=== Task inputs ===
═══
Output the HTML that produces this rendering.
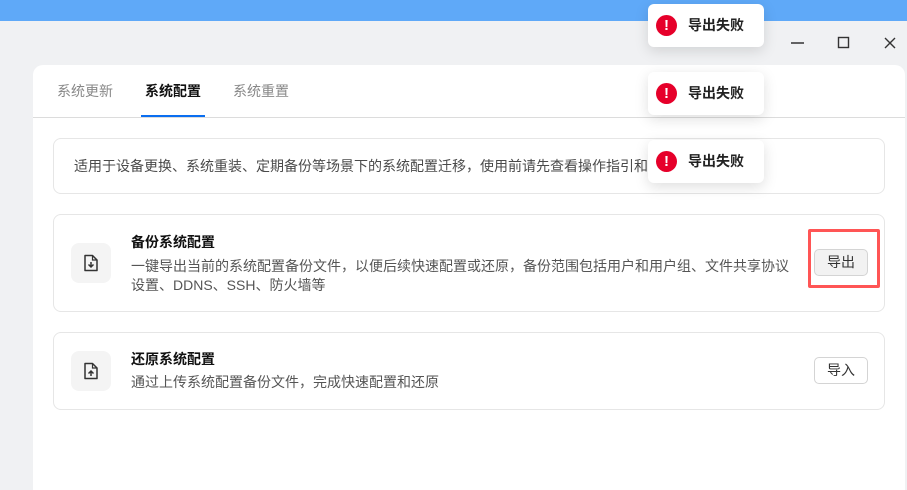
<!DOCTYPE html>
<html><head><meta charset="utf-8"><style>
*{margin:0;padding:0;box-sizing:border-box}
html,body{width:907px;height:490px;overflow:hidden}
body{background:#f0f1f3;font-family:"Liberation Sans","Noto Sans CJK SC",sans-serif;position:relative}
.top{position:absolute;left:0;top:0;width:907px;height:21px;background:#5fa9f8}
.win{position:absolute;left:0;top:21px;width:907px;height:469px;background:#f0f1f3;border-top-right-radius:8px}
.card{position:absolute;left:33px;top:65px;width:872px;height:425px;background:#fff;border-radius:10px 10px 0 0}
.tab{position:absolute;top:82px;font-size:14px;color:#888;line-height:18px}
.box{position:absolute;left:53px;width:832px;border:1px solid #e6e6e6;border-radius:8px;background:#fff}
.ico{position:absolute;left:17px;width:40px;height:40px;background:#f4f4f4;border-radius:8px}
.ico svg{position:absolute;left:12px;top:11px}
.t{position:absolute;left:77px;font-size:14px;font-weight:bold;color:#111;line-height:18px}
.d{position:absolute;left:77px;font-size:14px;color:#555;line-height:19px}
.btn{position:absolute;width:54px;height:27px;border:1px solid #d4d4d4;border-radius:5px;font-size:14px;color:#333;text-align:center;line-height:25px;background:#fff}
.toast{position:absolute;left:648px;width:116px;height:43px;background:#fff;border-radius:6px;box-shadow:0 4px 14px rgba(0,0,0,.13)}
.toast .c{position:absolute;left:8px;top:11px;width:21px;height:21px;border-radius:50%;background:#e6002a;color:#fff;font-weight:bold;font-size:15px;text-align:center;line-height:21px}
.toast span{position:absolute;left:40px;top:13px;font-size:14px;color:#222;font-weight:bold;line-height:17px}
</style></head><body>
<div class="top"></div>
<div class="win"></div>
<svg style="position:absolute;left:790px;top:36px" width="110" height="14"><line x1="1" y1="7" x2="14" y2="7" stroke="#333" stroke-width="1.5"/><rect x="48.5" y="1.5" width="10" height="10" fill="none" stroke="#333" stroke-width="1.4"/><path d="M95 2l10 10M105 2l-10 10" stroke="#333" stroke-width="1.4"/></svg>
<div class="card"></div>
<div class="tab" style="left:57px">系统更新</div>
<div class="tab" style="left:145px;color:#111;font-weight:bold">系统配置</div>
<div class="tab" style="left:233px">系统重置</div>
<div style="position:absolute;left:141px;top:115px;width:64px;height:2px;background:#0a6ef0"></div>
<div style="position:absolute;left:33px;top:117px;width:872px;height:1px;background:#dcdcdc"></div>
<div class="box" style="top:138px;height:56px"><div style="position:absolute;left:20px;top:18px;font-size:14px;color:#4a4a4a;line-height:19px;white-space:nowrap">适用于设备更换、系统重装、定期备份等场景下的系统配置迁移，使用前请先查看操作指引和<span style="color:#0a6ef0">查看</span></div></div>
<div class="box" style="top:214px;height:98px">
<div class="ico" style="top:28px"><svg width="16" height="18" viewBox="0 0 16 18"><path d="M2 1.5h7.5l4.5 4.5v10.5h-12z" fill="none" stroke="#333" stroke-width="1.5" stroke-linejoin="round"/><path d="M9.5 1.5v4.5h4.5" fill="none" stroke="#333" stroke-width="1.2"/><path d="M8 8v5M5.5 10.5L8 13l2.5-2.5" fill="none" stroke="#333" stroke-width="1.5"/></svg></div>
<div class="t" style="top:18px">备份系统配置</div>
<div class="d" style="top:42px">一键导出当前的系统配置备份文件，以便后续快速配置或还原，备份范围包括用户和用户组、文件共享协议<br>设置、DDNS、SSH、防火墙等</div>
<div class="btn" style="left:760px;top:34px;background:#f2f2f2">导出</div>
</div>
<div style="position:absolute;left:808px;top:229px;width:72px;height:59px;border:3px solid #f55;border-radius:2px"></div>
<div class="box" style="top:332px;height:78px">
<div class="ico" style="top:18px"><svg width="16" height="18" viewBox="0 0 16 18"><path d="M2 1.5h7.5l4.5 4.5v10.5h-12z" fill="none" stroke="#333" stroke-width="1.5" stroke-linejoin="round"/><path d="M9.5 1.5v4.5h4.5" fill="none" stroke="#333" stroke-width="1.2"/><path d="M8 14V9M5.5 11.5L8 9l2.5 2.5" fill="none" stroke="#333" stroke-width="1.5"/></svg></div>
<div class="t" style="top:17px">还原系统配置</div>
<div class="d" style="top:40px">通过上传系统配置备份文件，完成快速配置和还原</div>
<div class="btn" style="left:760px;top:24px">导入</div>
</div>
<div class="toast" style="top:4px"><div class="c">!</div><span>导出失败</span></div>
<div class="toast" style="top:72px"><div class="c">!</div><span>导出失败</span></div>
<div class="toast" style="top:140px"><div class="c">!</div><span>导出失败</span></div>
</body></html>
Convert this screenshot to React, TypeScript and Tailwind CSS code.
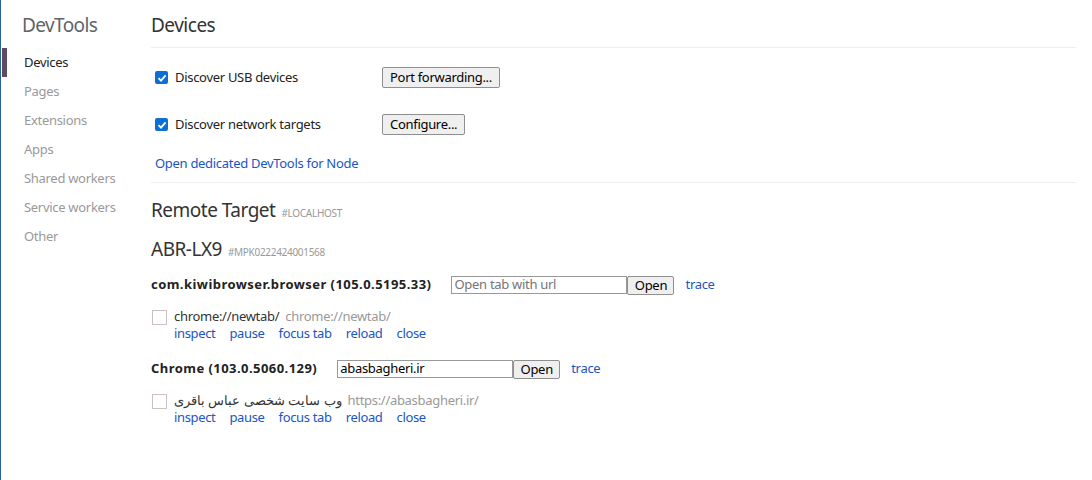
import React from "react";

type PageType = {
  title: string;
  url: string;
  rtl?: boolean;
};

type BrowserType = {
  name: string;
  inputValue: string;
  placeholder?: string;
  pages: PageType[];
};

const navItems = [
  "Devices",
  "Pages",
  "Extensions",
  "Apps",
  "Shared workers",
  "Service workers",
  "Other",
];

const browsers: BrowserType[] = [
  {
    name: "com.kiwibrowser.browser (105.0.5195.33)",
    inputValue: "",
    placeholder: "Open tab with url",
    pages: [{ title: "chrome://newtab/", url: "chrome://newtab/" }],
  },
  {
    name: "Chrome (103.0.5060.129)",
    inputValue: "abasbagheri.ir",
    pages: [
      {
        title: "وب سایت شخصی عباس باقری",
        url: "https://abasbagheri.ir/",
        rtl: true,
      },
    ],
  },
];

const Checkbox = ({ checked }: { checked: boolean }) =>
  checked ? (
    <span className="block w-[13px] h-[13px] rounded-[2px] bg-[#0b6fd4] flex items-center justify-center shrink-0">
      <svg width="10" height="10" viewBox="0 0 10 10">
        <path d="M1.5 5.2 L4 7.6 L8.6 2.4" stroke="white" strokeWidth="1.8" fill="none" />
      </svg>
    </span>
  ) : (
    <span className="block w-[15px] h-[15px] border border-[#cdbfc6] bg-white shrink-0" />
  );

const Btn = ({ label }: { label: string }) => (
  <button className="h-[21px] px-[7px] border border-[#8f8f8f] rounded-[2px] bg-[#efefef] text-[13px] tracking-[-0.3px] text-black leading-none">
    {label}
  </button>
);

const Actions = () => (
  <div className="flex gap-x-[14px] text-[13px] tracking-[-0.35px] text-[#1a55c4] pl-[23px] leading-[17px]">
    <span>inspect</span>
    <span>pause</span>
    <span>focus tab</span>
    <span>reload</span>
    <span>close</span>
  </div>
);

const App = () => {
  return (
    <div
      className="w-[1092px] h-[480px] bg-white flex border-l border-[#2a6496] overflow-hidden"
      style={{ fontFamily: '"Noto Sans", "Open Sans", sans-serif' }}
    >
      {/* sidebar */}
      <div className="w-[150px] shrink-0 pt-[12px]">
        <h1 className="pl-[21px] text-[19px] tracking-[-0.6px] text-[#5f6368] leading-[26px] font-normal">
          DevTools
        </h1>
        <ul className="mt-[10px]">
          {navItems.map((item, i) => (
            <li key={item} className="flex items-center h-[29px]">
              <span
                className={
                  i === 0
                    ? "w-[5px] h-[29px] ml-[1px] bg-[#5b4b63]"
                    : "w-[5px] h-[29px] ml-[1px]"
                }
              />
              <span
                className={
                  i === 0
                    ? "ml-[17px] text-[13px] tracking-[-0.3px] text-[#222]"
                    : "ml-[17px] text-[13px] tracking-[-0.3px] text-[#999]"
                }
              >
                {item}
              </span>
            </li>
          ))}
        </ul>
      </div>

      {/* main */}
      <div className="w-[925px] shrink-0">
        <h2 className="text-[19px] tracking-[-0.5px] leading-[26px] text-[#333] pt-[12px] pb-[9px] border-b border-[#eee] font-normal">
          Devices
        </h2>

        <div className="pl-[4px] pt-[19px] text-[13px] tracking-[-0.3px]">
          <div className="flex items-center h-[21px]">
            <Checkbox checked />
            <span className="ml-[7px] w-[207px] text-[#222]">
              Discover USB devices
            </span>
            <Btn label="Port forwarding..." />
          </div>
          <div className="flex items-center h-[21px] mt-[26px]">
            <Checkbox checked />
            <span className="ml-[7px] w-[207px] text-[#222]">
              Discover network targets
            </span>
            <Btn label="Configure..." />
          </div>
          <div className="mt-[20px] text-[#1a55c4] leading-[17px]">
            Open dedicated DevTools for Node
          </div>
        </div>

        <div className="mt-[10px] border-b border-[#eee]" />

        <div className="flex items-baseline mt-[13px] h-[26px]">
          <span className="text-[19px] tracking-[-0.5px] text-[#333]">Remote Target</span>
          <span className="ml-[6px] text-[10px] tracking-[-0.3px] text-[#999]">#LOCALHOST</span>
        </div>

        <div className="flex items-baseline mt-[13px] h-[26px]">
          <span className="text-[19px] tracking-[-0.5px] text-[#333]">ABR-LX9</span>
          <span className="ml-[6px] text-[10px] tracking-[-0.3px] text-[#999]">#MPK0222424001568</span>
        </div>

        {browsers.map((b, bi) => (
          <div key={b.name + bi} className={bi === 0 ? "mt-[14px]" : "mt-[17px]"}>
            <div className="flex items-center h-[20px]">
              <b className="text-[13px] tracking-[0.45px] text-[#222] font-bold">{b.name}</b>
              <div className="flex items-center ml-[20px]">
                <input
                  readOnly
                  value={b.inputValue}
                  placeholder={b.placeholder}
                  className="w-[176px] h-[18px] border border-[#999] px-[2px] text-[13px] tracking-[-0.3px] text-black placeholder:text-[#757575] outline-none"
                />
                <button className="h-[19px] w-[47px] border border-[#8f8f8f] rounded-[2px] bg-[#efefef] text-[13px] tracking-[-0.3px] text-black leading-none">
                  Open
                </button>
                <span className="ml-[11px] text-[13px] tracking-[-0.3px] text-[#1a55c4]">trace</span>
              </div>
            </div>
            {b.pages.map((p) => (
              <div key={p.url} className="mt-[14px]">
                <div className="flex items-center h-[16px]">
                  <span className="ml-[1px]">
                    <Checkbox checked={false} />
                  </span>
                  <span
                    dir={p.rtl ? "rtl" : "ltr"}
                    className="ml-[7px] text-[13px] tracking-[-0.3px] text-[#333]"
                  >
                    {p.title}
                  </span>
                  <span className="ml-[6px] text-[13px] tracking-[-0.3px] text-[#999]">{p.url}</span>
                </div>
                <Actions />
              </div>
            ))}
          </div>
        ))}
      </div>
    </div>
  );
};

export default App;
═══
=== Objective ===
Going through the entries above, tally each line that has the word "React". Answer with the number only.

=== Solution to this problem ===
2